A self-build journey is a unique experience, and how you choose to heat your new self-build property is a major decision that is not to be taken lightly. It's more than simply keeping cosy in winter as there are a lot of factors to consider. You’ll no doubt want a system that performs efficiently, keeps bills low and is easy to maintain in the future.
As there are many options to consider nowadays, two options that are often compared are far infrared heating systems and a heat pump. At this point, you will need to take into consideration your personal preferences, budget, and the specific requirements of your property as each property varies.
Infrared heating uses radiant heat to warm objects and surfaces in a room, as opposed to the air. This means that the heat is more focused and targeted, and can provide a more comfortable, natural feeling of warmth. Infrared heating can also be more energy-efficient than traditional heating systems, as it doesn't need to warm up the entire air in a room to create a comfortable environment.
A heat pump, on the other hand, is designed to work by extracting heat from the outside air and using it to heat your property. This can be a very energy-efficient option, however, it still needs electricity to run the heat pump, so it’s not a completely renewable system. In colder climates, it will take considerably more electricity as it needs to work harder to keep your space warm making it less efficient to run during the winter, which is when you need heat the most.
You would need to keep it running 24/7, to keep your house at ambient temperature, whereas an infrared system will take less time to heat up and you wouldn’t need to keep it running throughout the winter – only use it when and where you need it. They can also experience issues such as icing in cold temperatures, which can ultimately damage the system in the long run and if it stops working, this will mean that there will be no heating throughout the entire house. Heat pumps can also be used for cooling in the summer months, making them a versatile choice.

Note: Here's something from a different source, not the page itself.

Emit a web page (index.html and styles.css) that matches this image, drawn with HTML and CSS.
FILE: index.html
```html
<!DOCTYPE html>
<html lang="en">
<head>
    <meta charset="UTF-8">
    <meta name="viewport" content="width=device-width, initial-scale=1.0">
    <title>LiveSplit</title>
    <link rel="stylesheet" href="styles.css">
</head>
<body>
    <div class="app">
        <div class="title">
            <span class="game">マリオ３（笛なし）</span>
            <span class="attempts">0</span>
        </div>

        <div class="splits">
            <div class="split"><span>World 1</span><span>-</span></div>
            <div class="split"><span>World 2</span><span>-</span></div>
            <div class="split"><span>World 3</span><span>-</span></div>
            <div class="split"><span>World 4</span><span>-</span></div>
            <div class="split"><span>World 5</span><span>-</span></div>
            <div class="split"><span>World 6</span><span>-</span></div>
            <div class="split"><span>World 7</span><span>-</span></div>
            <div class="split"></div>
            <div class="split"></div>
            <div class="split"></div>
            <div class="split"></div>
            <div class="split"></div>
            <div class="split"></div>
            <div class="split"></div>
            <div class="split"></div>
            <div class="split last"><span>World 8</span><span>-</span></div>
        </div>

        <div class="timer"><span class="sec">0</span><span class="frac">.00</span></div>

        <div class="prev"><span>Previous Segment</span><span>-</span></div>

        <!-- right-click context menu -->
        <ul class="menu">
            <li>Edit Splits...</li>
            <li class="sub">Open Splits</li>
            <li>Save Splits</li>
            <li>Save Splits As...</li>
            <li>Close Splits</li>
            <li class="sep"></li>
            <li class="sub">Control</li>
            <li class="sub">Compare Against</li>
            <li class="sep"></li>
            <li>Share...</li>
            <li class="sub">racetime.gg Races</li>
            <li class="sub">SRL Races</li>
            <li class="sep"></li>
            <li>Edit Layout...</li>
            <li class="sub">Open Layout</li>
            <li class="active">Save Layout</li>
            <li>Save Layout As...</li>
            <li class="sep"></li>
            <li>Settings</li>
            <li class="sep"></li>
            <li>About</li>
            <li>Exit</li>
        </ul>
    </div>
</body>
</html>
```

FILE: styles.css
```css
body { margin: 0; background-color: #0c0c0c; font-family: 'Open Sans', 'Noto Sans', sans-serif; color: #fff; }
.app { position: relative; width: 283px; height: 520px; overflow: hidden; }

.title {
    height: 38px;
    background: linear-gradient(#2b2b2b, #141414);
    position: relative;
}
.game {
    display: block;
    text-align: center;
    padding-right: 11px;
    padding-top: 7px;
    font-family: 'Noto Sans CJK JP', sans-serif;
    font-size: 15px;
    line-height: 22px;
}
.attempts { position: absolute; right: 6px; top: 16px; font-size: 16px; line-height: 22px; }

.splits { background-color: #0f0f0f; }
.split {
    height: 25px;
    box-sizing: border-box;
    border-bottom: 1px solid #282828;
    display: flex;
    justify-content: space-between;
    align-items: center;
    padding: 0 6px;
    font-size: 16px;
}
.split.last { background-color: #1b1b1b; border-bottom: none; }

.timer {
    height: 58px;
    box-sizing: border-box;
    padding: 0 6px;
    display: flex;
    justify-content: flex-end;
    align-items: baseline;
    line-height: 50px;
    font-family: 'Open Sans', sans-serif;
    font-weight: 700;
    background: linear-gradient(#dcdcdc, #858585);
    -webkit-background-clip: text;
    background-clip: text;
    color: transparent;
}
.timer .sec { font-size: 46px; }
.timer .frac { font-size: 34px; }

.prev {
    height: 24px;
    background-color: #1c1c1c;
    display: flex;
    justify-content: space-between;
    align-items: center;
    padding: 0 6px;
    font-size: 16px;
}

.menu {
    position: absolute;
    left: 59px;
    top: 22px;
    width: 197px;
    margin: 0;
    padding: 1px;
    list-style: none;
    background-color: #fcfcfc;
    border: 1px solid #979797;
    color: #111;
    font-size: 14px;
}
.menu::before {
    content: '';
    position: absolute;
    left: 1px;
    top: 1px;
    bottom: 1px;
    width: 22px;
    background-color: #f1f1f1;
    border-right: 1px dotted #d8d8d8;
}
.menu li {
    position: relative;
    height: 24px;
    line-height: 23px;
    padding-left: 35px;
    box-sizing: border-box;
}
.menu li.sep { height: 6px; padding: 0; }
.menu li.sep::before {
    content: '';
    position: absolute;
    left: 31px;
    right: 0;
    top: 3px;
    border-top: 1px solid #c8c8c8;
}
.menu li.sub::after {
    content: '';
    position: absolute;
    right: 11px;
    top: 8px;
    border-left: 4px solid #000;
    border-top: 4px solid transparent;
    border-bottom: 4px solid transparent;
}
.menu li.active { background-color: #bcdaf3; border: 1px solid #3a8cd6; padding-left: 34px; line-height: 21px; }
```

When installing a heat pump, you would also need to think about the space you have on your property and in some cases, you would also require planning permission as this can be a rather invasive process. Another hidden cost would potentially be needing to upgrade your electrical supply unit as well as annual and ongoing maintenance. To keep the unit in the best possible condition, this will be compulsory. Labour and parts costs will continue to increase and will become difficult to find as the unit gets older.
When deciding between infrared heating and a heat pump, you may want to consider the following
Budget: Heat pumps can be more expensive to install than infrared heating but may offer long-term savings on your energy bills.

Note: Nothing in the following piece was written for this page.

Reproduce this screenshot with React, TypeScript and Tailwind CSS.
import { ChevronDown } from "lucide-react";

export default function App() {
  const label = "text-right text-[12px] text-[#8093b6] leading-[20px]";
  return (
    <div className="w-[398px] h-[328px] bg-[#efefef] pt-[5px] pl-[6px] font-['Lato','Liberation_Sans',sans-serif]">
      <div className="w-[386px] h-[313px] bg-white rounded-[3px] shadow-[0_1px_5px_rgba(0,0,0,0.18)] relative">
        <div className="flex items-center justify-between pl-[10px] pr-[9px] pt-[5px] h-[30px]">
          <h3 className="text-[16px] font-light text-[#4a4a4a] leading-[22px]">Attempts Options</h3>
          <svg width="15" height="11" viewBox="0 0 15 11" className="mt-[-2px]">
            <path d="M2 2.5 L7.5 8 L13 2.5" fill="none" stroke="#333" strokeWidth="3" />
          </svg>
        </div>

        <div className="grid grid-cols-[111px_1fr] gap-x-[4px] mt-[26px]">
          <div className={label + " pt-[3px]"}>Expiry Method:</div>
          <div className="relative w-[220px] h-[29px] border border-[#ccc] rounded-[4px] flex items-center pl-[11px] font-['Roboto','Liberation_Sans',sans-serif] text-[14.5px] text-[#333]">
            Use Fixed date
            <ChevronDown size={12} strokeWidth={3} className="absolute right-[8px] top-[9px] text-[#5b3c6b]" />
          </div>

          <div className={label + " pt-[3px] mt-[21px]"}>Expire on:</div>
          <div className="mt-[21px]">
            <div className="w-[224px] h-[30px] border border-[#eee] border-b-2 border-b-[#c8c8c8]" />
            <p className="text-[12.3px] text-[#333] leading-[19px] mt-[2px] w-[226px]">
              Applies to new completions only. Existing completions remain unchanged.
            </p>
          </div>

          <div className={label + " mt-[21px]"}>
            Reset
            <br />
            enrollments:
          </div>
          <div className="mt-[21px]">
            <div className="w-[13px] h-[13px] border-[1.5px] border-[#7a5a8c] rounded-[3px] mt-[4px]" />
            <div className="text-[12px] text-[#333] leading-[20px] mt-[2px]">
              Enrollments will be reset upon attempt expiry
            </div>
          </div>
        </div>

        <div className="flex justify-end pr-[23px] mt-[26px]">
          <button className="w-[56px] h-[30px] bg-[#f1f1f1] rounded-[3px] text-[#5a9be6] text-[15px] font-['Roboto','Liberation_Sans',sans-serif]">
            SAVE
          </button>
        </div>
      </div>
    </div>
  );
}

Climate: If you live in a cold climate, a heat pump may not be as effective at providing heat as infrared heating. However, if you live in a mild climate, a heat pump may be a very effective option.
Room layout: Infrared heating can be particularly effective in rooms with high ceilings, as it can warm the objects and surfaces in the room directly.

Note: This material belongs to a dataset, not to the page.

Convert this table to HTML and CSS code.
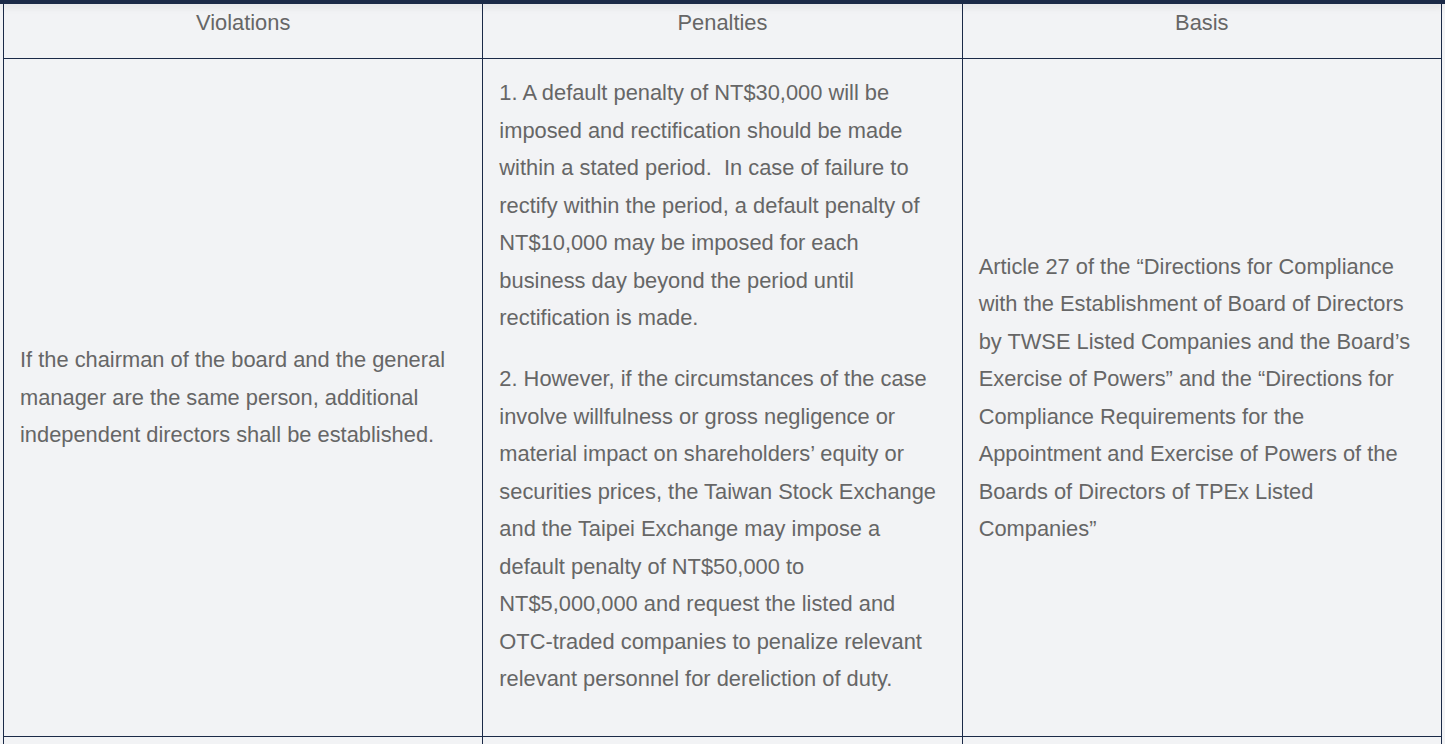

Going electric is essential to achieve the UK Government's net zero plan and even though the government is heavily promoting heat pumps as the solution; infrared heating could be the best possible answer and is likely to be much cheaper and far more practical than heat pumps for the larger majority of domestic and commercial properties. This is because Infrared heaters are a fraction of the cost to initially purchase and cheaper to install. In some cases, this can be an even DIY installation, so there is no need for electricians or even engineers. As infrared panels require a low amount of energy to function, you can also consider installing solar and battery storage to offset your energy bills.
Can I combine my heat pump and an infrared heating system together?
If you are 100% sure you would like to install a heat pump into your new build, it is possible to combine it with a smart infrared heating system so that you have an extra boost for colder days, or if you want to zone your room and only use it when you occupying a certain area of your home.